The argument fails on the merits in any event. Where certain claims fail and others succeed, the prevailing party still may recovery attorney fees "for unsuccessful claims when those claims involved a common core of facts or related legal theories." Jaffee v. Redmond, 142 F.3d 409, 414 (7th Cir. 1998); see also Spanish Action Comm. of Chicago v. City of Chicago, 811 F.2d 1129, 1133 (7th Cir. 1987) ("time spent on related claims that ultimately prove unsuccessful should not be automatically excluded from the attorney's fee calculation"). As the Seventh Circuit has explained, "[f]or tactical reasons and out of caution lawyers often try to state their client's claim in a number of different ways, some of which may fall by the wayside as the litigation proceeds. . [I]f he presents a congeries of theories each legally and factually plausible, he is not to be penalized just because some, or even all but one, are rejected, provided that the one or ones that succeed give him all that he reasonably could have asked for." Lenard v. Argento, 808 F.2d 1242, 1245-46 (7th Cir. 1987).

Here, the government advanced two theories of liability, both involving a common core of facts (the threatened release of hazardous substances from Crescent Plating) and law (joint and several liability under 42 U.S.C. § 9607). Although Saporito was found liable under only one of the theories, the government received all the relief it sought and consequently may recover all the attorney fees it incurred.

III. "Future" Costs

The cleanup costs, attorney fees, and oversight costs discussed above were incurred through February 28, 2010. The government also seeks a declaration that Saporito is jointly and severally liable for all "future" costs (i.e., costs incurred after February 28, 2010) to the extent they are not inconsistent with the NCP, plus statutory interest. That request is granted.

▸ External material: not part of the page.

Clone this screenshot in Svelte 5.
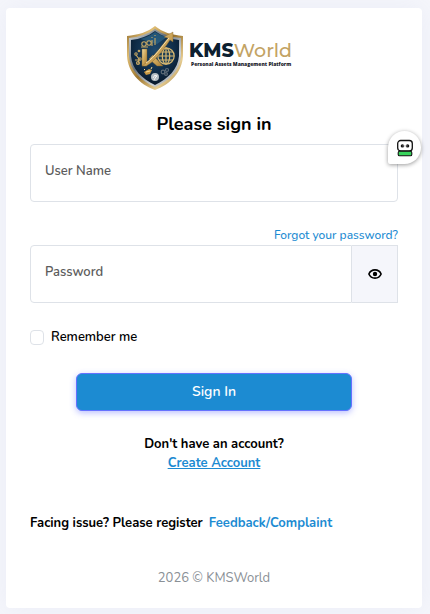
<script>
  let username = $state('');
  let password = $state('');
  let remember = $state(false);
  let visible = $state(false);
</script>

<div class="page">
  <main class="card">
    <svg class="logo" viewBox="0 0 180 68" role="img" aria-label="KMSWorld Personal Assets Management Platform">
      <defs>
        <linearGradient id="gold" x1="0" y1="0" x2="1" y2="1">
          <stop offset="0" stop-color="#8d6828" />
          <stop offset=".25" stop-color="#dfbd74" />
          <stop offset=".5" stop-color="#9c752e" />
          <stop offset=".75" stop-color="#e8ce92" />
          <stop offset="1" stop-color="#86632a" />
        </linearGradient>
        <linearGradient id="silver" x1="0" y1="0" x2="1" y2="1">
          <stop offset="0" stop-color="#d7dce0" />
          <stop offset=".4" stop-color="#68737e" />
          <stop offset=".7" stop-color="#cfd4d8" />
          <stop offset="1" stop-color="#727a82" />
        </linearGradient>
        <radialGradient id="navy" cx=".5" cy=".35" r=".65">
          <stop offset="0" stop-color="#1d486c" />
          <stop offset=".6" stop-color="#102e4a" />
          <stop offset="1" stop-color="#081829" />
        </radialGradient>
        <linearGradient id="letter" x1="0" y1="0" x2="1" y2="1">
          <stop offset="0" stop-color="#f2dca3" />
          <stop offset=".5" stop-color="#cda65a" />
          <stop offset="1" stop-color="#a87d36" />
        </linearGradient>
      </defs>
      <path d="M31 2C24 8 14 11 3 12V32C4 48 15 60 31 66C47 60 58 48 59 32V12C48 11 38 8 31 2Z" fill="url(#gold)" />
      <path d="M31 5C24 10 15 13 5 14V32C6 46 17 57 31 63C45 57 56 46 57 32V14C47 13 38 10 31 5Z" fill="url(#silver)" />
      <path d="M31 7C24 12 16 15 7 16V32C8 45 18 55 31 61C44 55 54 45 55 32V16C46 15 38 12 31 7Z" fill="url(#navy)" />
      <path d="M31 8C25 12 21 14 16 15L33 20L43 13C38 12 35 10 31 8Z" fill="#36789b" opacity=".5" />
      <g fill="none" stroke="#c9a963" stroke-width="1.1">
        <circle cx="20" cy="20" r="2.2" />
        <circle cx="25" cy="19" r="2.2" />
        <path d="M17 23H24M28 16V22M31 14V21M28 13V14M31 11V12M12 31L15 35L14 40M11 36H16" />
        <circle cx="12" cy="30" r="1.2" />
        <circle cx="16" cy="35" r="1.2" />
        <circle cx="14" cy="39" r="1.5" />
        <circle cx="15" cy="27" r=".8" />
      </g>
      <g fill="none" stroke="#d8b871" stroke-width="1.2">
        <circle cx="42" cy="32" r="8.2" fill="#193b54" />
        <ellipse cx="42" cy="32" rx="3.7" ry="8.2" />
        <path d="M34 32H50M35 28H49M35 36H49M42 24V40" />
      </g>
      <path d="M18 25H23V42H18Z" fill="url(#letter)" stroke="#80612c" stroke-width=".4" />
      <path d="M29 31L39 42H33L25 35Z" fill="url(#letter)" stroke="#80612c" stroke-width=".4" />
      <path d="M18 42C27 36 36 24 44 14L40 13L49 8L49 18L46 16C38 28 30 38 22 42Z" fill="url(#letter)" stroke="#80612c" stroke-width=".4" />
      <path d="M22 39C31 33 38 22 45 14" fill="none" stroke="#fff0c5" stroke-width=".8" />
      <path d="M20 48L25 45L28 46L26 50L22 51Z" fill="#c59642" />
      <path d="M22 48L26 47M20 46L21 45M27 45L28 43" stroke="#f8dc96" />
      <circle cx="31" cy="53" r="4" fill="#b4bdc2" />
      <path d="M29 54L31 51L33 53M30 56L33 51" fill="none" stroke="#f5f5f5" />
      <g fill="none" stroke="#5e6c78" stroke-width="1.2">
        <circle cx="39" cy="48" r="1.8" />
        <circle cx="43" cy="46" r="1.5" />
        <circle cx="42" cy="50" r="1.4" />
      </g>
      <text class="brand" x="65" y="33"><tspan class="kms">KMS</tspan><tspan class="world">World</tspan></text>
      <text class="tagline" x="67" y="42">Personal Assets Management Platform</text>
    </svg>

    <h1>Please sign in</h1>

    <form onsubmit={(event) => event.preventDefault()}>
      <div class="field user">
        <input id="username" type="text" autocomplete="username" bind:value={username} />
        <label for="username" class:filled={username}>User Name</label>
        <button class="assistant" type="button" aria-label="Fill sign-in details">
          <svg viewBox="0 0 18 18" aria-hidden="true">
            <rect x="1.700" y="1.500" width="14.600" height="10.500" rx="3" fill="#fff" stroke="#111" stroke-width="1.3" />
            <circle cx="6.4" cy="6.9" r="1.7" fill="#111" />
            <circle cx="11.6" cy="6.9" r="1.7" fill="#111" />
            <path d="M6.4 6.9H11.6" stroke="#aaa" stroke-width=".7" />
            <rect x="2.200" y="12.3" width="13.600" height="4.500" rx="1.4" fill="#38d45c" stroke="#111" stroke-width="1.1" />
          </svg>
        </button>
      </div>

      <a class="forgot" href="#forgot">Forgot your password?</a>
      <div class="field password">
        <input id="password" type={visible ? 'text' : 'password'} autocomplete="current-password" bind:value={password} />
        <label for="password" class:filled={password}>Password</label>
        <button class="eye" type="button" aria-label="Show password" aria-pressed={visible} onclick={() => (visible = !visible)}>
          <svg viewBox="0 0 14 10" aria-hidden="true">
            <path d="M.9 5C2 2.300 4.300 .9 7 .9S12 2.300 13.100 5C12 7.700 9.700 9.100 7 9.100S2 7.700 .9 5Z" fill="none" stroke="#000" stroke-width="1.6" />
            <circle cx="7" cy="5" r="2.200" />
          </svg>
        </button>
      </div>

      <label class="remember"><input type="checkbox" bind:checked={remember} />Remember me</label>
      <button class="submit" type="submit">Sign In</button>
    </form>

    <p class="account">Don't have an account?<a href="#create">Create Account</a></p>
    <p class="issue">Facing issue? Please register <a href="#feedback">Feedback/Complaint</a></p>
    <footer>2026 © KMSWorld</footer>
  </main>
</div>

<style>
  :global(body) { margin: 0; background: #f5f6fb; }
  * { box-sizing: border-box; }
  .page {
    padding: 8px 8px 6px 6px;
    font-family: Nunito, Lato, sans-serif;
    font-size: 13px;
    line-height: 20px;
    color: #000;
  }
  .card {
    padding: 16px 24px 20px;
    border-radius: 4px;
    background: #fff;
    box-shadow: 0 0 24px rgba(150, 160, 210, .1);
  }
  .logo { display: block; width: 180px; height: 68px; margin: 0 auto; }
  .brand { font-family: Montserrat, Inter, sans-serif; font-size: 19px; }
  .kms { font-weight: 800; fill: #0d2030; }
  .world { font-weight: 500; fill: #c3a364; }
  .tagline { font-family: "Open Sans", sans-serif; font-size: 5px; font-weight: 800; fill: #182029; }
  h1 { margin: 20px 0 8px; font-size: 18px; line-height: 24px; font-weight: 700; text-align: center; }
  button, input { font: inherit; }
  a { color: #1c8bd2; text-decoration: none; }
  form { display: flex; flex-direction: column; }
  .field { position: relative; display: flex; height: 58px; }
  .field > input {
    flex: 1;
    min-width: 0;
    padding: 16px 14px 8px;
    border: 1px solid #dee2e8;
    border-radius: 4px;
    background: #fff;
    outline: none;
  }
  .field > label { position: absolute; top: 17px; left: 15px; color: #5c5c5c; font-weight: 600; pointer-events: none; }
  .field > label.filled { top: 1px; font-size: 11px; }
  .assistant {
    position: absolute;
    top: -13px;
    right: -23px;
    display: grid;
    place-items: center;
    width: 33px;
    height: 33px;
    padding: 0;
    border: 0;
    border-radius: 17px 17px 17px 2px;
    background: #fff;
    box-shadow: 0 1px 4px rgba(0, 0, 0, .4);
  }
  .assistant svg { width: 18px; height: 18px; }
  .forgot { align-self: flex-end; margin-top: 23px; font-size: 12px; font-weight: 500; }
  .field.password > input { border-radius: 4px 0 0 4px; }
  .eye {
    display: grid;
    place-items: center;
    width: 46px;
    padding: 0;
    border: 1px solid #dee2e8;
    border-left: 0;
    background: #f5f6fb;
  }
  .eye svg { width: 14px; height: 10px; }
  .remember { display: flex; align-items: center; align-self: flex-start; gap: 7px; margin-top: 24px; font-weight: 600; }
  .remember input {
    appearance: none;
    width: 14px;
    height: 15px;
    margin: 0;
    border: 1px solid #dee2e8;
    border-radius: 4px;
    background: #fff;
  }
  .remember input:checked { background: #1c8bd2; }
  .submit {
    width: 75%;
    height: 38px;
    margin: 26px auto 0;
    padding: 0;
    border: 1px solid #6571ff;
    border-radius: 6px;
    background: #1c8bd2;
    color: #fff;
    font-size: 14px;
    font-weight: 600;
    box-shadow: 0 2px 6px rgba(101, 113, 255, .45);
  }
  p { margin: 0; font-weight: 700; }
  .account { display: flex; flex-direction: column; align-items: center; margin-top: 24px; line-height: 19px; }
  .account a { text-decoration: underline; }
  .issue { display: flex; flex-wrap: wrap; column-gap: 6px; margin-top: 40px; }
  footer { margin-top: 35px; color: #8a9096; text-align: center; }
</style>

The law provides for, and in fact requires, a declaration as to future response costs. CERCLA provides:

In any ... action described in this [civil proceedings] subsection, the court shall enter a declaratory judgment on liability for response costs or damages that will be binding on any subsequent action or actions to recover further response costs or damages. A subsequent action or actions under section 9607 of this title for further response costs at the vessel or facility may be maintained at any time during the response action, but must be commenced no later than 3 years after the date of completion of all response action.

42 U.S.C. § 9613(g)(2) (emphasis added); see Burlington N. & Santa Fe Ry., 129 S. Ct. at 1878 ("Once an entity is identified as a [Potentially Responsible Party], it may be compelled to clean up a contaminated area or reimburse the Government for its past and future response costs.") (emphasis added). Accordingly, "if a plaintiff successfully establishes liability for the response costs sought in the initial cost-recovery action, it is entitled to a declaratory judgment on present liability that will be binding on future cost-recovery actions." City of Colton v. Am. Promotional Events, Inc.-West, 614 F.3d 998, 1007 (9th Cir. 2010); see also F.P. Woll & Co. v. Fifth & Mitchell Street Corp., 326 Fed. Appx. 658, 661 (3d Cir. 2009) ("The entry of a declaratory judgment ensured Woll prompt reimbursement of reasonable response costs incurred in the future, while protecting Eaton and Fifth Street from an excess judgment in the event further response costs were not incurred. Thus, we agree with the Court's grant of declaratory, rather than additional monetary, relief."); GenCorp, Inc. v. Olin Corp., 390 F.3d 433, 451 (6th Cir. 2004) ("In the context of a [CERCLA] action, this Court has held that the entry of a declaratory judgment as to liability is mandatory.") (internal quotation marks omitted); Kelly v. E.I. DuPont de Nemours & Co., 17 F.3d 836, 844 (6th Cir. 1994) ("The entry of declaratory judgment as to liability is mandatory. The fact that future costs are somewhat speculative is no bar to a present declaration of liability.") (citations and quotation marks omitted); City of Gary, Ind. v. Shafer, 683 F. Supp. 2d 836, 854 (N.D. Ind. 2010) ("Once liability is established under section 107(a) of CERCLA, section 113(g) of CERCLA requires entry of a declaratory judgment as to liability for future response costs.") (citing cases). If any future cost recovery action is brought, the government will be required to identify the cleanup activities and their attendant costs, and will be entitled to reimbursement only to the extent those activities and costs are not inconsistent with the NCP. See Hardage, 982 F.2d at 1446 ("a declaratory judgment under CERCLA § 113(g)(2) determines liability for future response costs, not recoverability, and therefore, a challenge to the future response costs-i.e., that the response actions giving rise to the costs are inconsistent with the NCP-must be allowed").


For the foregoing reasons, the government's motion for judgment in an amount certain is granted. James Saporito is jointly and severally liable to the United States in the amount of $2,564,709.86, plus statutory interest accruing since June 21, 2010. In addition, the court declares that Saporito is jointly and severally liable for Crescent Plating response costs incurred after February 28, 2010, to the extent those costs are not inconsistent with the NCP, plus statutory interest. The court acknowledges that this is a harsh result, but CERCLA and the binding precedents that interpret and apply the statute impose a relatively unforgiving regime on individuals like Saporito found to be responsible parties under 42 U.S.C. § 9607(a).